Concurrency of import jobs

An import job consists of one or more tasks. Tasks are run in parallel. An import job can be split into tasks based on data_desc strings in the LOAD statement. Examples:

  • If an import job has multiple data_desc strings that specify source tables from different data source addresses, the import job is split into tasks, each with a data_desc string.

  • If an import job has multiple data_desc strings that specify different partitions of a source table, the import job is also split into tasks, each with a data_desc string.

Each task can contain one or more instances, which are evenly distributed to backends for parallel running. A task is split into instances based on the following frontend configurations:

  • min_bytes_per_broker_scanner: the minimum amount of data processed by each instance. By default, the minimum data amount is 64 MB.

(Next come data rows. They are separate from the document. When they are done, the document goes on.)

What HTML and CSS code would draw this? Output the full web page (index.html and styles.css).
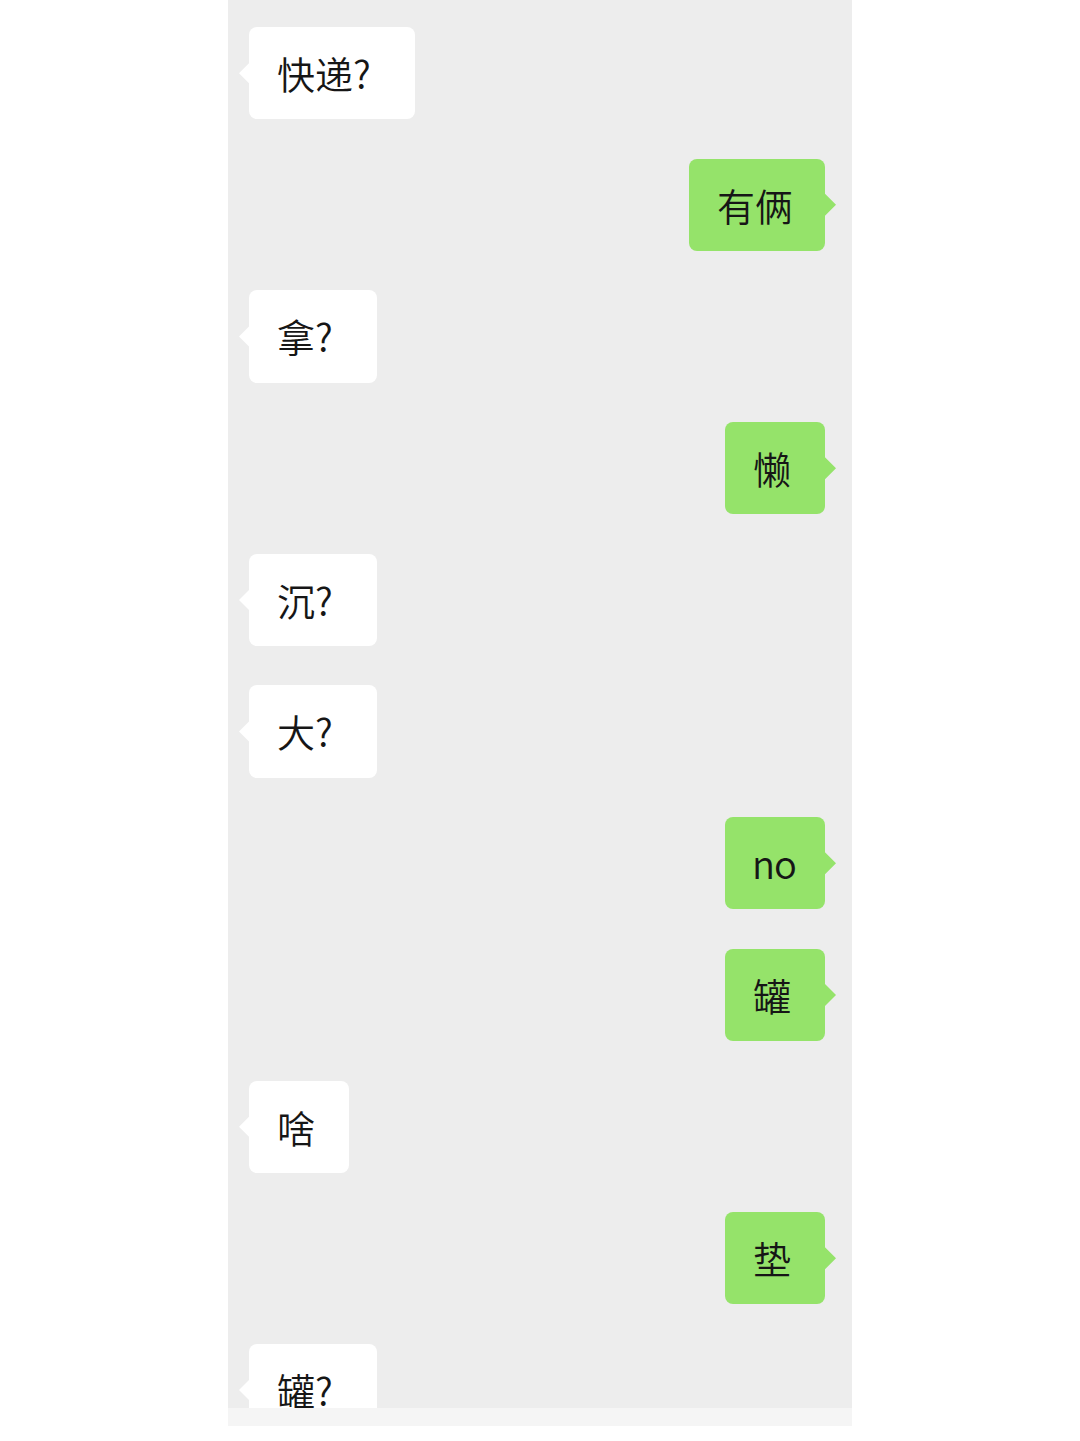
FILE: index.html
```html
<!DOCTYPE html>
<html lang="zh-CN">
<head>
<meta charset="utf-8">
<title>Chat</title>
<link rel="stylesheet" href="styles.css">
</head>
<body>
<div class="page">
  <div class="chat">
    <div class="msg left"><div class="bubble">快递<span class="q">?</span></div></div>
    <div class="msg right"><div class="bubble">有俩</div></div>
    <div class="msg left"><div class="bubble">拿<span class="q">?</span></div></div>
    <div class="msg right"><div class="bubble">懒</div></div>
    <div class="msg left"><div class="bubble">沉<span class="q">?</span></div></div>
    <div class="msg left"><div class="bubble">大<span class="q">?</span></div></div>
    <div class="msg right"><div class="bubble latin">no</div></div>
    <div class="msg right"><div class="bubble">罐</div></div>
    <div class="msg left"><div class="bubble">啥</div></div>
    <div class="msg right"><div class="bubble">垫</div></div>
    <div class="msg left"><div class="bubble">罐<span class="q">?</span></div></div>
  </div>
  <div class="band"></div>
</div>
</body>
</html>
```

FILE: styles.css
```css
html, body {
  margin: 0;
  padding: 0;
  background: #ffffff;
}

.page {
  width: 1080px;
  height: 1441px;
  overflow: hidden;
  background: #ffffff;
}

.chat {
  margin-left: 228px;
  width: 624px;
  height: 1408px;
  box-sizing: border-box;
  padding: 27px 27px 0 21px;
  background: #ededed;
  overflow: hidden;
  display: flex;
  flex-direction: column;
  gap: 39.4px;
}

.band {
  margin-left: 228px;
  width: 624px;
  height: 18px;
  background: #f5f5f5;
}

.msg {
  display: flex;
  flex-shrink: 0;
}

.msg.left {
  justify-content: flex-start;
}

.msg.right {
  justify-content: flex-end;
}

.bubble {
  position: relative;
  height: 92.3px;
  min-width: 100px;
  box-sizing: border-box;
  padding: 0 32px 0 28px;
  border-radius: 8px;
  font-family: "Noto Sans CJK SC", "Noto Sans", sans-serif;
  font-weight: 350;
  font-size: 38px;
  line-height: 92.3px;
  color: #161616;
  text-align: left;
  white-space: nowrap;
}

.bubble.latin {
  padding: 0 26px 0 27px;
  letter-spacing: -1px;
}

.q {
  display: inline-block;
  width: 30px;
  text-align: left;
}

.left .bubble {
  background: #ffffff;
}

.right .bubble {
  background: #95e36a;
}

.bubble::before {
  content: "";
  position: absolute;
  top: 50%;
  width: 12px;
  height: 24px;
  margin-top: -12px;
}

.left .bubble::before {
  left: -10px;
  background: #ffffff;
  clip-path: polygon(100% 0, 0 50%, 100% 100%);
}

.right .bubble::before {
  right: -11px;
  background: #95e36a;
  clip-path: polygon(0 0, 100% 50%, 0 100%);
}
```
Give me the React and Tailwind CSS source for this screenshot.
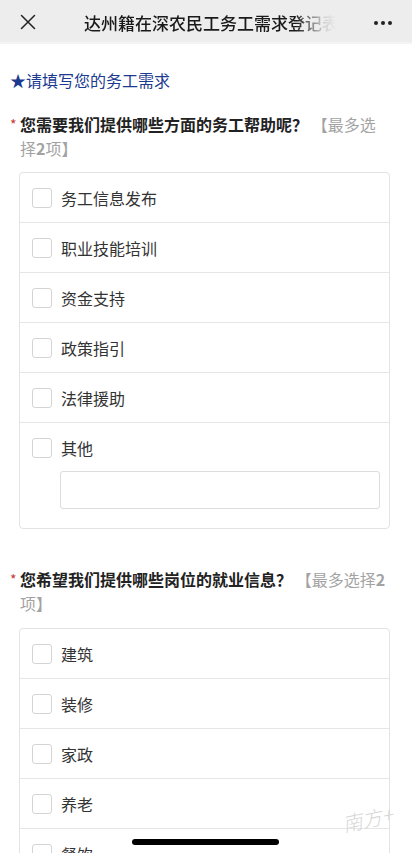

  • max_broker_concurrency: the maximum number of parallel instances for each task. Default value: 100.

  • load_parallel_instance_num: the number of parallel instances on each backend. Default value: 1.

The total number of instances equals the minimum of the following values: the total size of imported files divided by the value of min_bytes_per_broker_scanner, the value of max_broker_concurrency, and the value of load_parallel_instance_num multiplied by the number of backends.

In most cases, an import job has only one data_desc string and therefore contains only one task. The task is split into instances. The number of instances equals that of the backends. Each instance is assigned to a different backend for parallel running.